You can read her original article here. It’s very good. It all started with a challenge asking people to create “gender-swapped” book covers—how the book cover might have turned out if the author had been of the opposite gender. It calls into question “girly” book-covers with curly-cue fonts, lots of pink, or a picture of a stereotypically pretty girl (quite probably with her eyes cropped out of the picture for some inexplicable reason.) Especially in YA lit, books by female authors are assigned girly covers, which makes it somewhat less likely that boy readers will pick up the books and decide to read them. There is also an inherent “trashiness” to books with girly covers, which is, you know, troubling. The whole #coverflip tag is an interesting thing to peruse. I think my favorite submissions were girly On The Road by Jane Kerouac and a cover of To Kill A Mockingbird featuring literally a dead mockingbird in a pool of its own blood. Manly.

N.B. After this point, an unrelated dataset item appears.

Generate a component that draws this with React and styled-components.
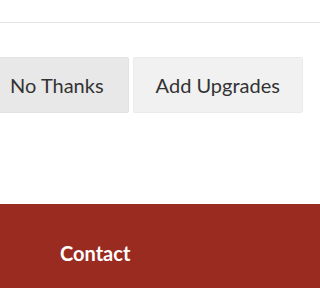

But the whole thing has got me thinking hard about what makes some books get written off as girly, if there is such a thing as books that are “boy-y,” and how a book’s cover (something selected by the publisher, which the author has very little say in) affects prospective readers’ perceptions of books. Thinking so hard, in fact, that I got out my post-its and made this:
(I’m in my room, it’s a typical Tuesday night…) Yes. Holy crap, I am a nerd.
Anyway, at first it got me thinking about gender-neutral book covers. Let’s ignore books by men with male protagonists for the time being, since we’re talking about feminism here. So what we’re looking at is books (mainly young adult books) that are either written by women or have female protagonists (or both), but that have, I think, successfully managed to avoid being dismissed as mere “girly books.” I.e. both boys and girls are reading these books. I would posit that this has a lot to do with their covers, so let’s take a look at them.
Books written by men with female protagonists:
Books written by women with male protagonists:
So far the message I’m getting is that in order for books to be read by readers of both genders, the authors need to write about the gender they are not. I’m not really sure what that means, but I do think it’s interesting.
More interesting, however, at least in terms of good old feminism, are:
Books by women with female protagonists:
I wanted to display all the covers from The Hunger Games series because I think they are great examples of book covers that aren’t off-putting to either gender. Another genre which gets some pretty good gender-neutral covers in this category is mystery. I don’t know which covers to choose because I don’t really read mysteries, but from working in a bookstore I know that lots of female mystery authors have completely reasonable, non-girly book covers and are read by both genders. Nevada Barr, Agatha Christie, Sue Grafton, Martha Grimes, P.D. James, J.A. Jance, Sara Paretsky, Ruth Rendell, Kate Wilhem, Jacqueline Winspear, etc., etc.
And yet, when I was talking to my boyfriend about all of this last night, he asked me, “Are there even any female mystery authors?”
Yes, Ryan. Yes there are.
So what makes a book girly?
- female protagonist
- female author
- girls or women as target audience
- ROMANCE—is romance inherently girly though? That’s a whole ‘nother can of worms. I mean, presumably men fall in love too, right? And enjoy sex? So theoretically men would be interested in reading about romance in at least some of its many forms, right? But if there’s more than a little bit of romance in a book, it’s dismissed as “girly” and not a book for men
- interpersonal DRAMA
- not being set in space or at a crime scene
- girly cover
Books marketed as girly (with a girly cover design) often get discarded by those who haven’t read them as chick lit. Beach reads. Fluff. Or, maybe in the worst case, smut.
Is there such a thing as a boy-y book?
If so it would probably include the following:
- male protagonist
- male author
- male target audience
- WAR, VIOLENCE, action
- being set in SPACE or at a CRIME SCENE
- no girly cover (although “boy-y” covers, if they exist, do not off-put girls in the same way that girly covers off-put boys.)
- I dunno, maybe, like, Tom Clancy or something?
- Riordan? Wimpy Kid? Both girls and boys are reading these. Again, girls read books that are for or about boys, but boys are much less likely to read books for or about girls. Girls are not shamed if they read boy books, but boys are shamed if they read girl books. That’s another important distinction.
Are there inherent differences in what boys and girls like to read? Is that okay?
I’m not sure. Maybe that one’s for you to answer. Do you have any thoughts about any of this? I think it’s all really interesting to think about.